From Brian and his 'family' to Vincent and his friends to Dr. Dawson and everyone else, a very wide plethora of characters are introduced to us by Brewin. So many, in fact, that it was difficult to keep track of everyone. Especially since people kept dropping like flies once the Dark Horde showed up (you know, in the first chapter). It's hard to start empathizing with characters when everyone starts dying, you get tired of getting emotionally invested in a character just to see them crumble in the next chapter. This is a particular shame in The Dark Horde, because the characters are almost all relatable, if not likable.
I don't know, I'm not big on description and setting and stuff, which is probably why I like teen/young adult novels that are geared toward an entire demographic of ADHD individuals, but I just felt lost throughout this story. The perspective/story line changed with almost every single chapter (mostly because the character that the chapter focused on died more often than not), and it was difficult to keep track of who was alive, who was being talked about, and just what the hell was actually happening.

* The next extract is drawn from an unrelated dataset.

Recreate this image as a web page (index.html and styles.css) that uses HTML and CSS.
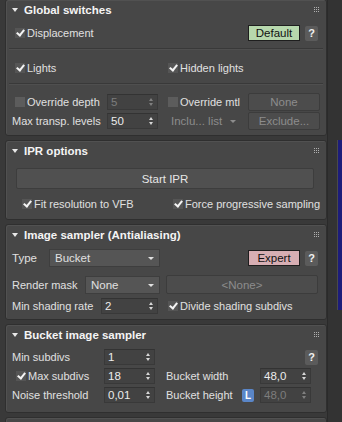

Sometimes, not knowing what's going on is a plus (see the original Amityville Horror if you don't agree). In this case, I just felt like it made the story very confusing and hard to truly enjoy. The conclusion especially just left me with more questions than ever. It seems like that was the point, but at the same time I just ended up frustrated that I didn't know what the hell had happened the entire story, and how the characters ended up after the book. And yes, I love getting to make my hypotheses about what happens to the characters when the book ends. But, I just couldn't in this case because I had no idea what happened. I think a little more information regarding this mysterious Dark Horde (and their relation to humanity) would have made things a little more enjoyable.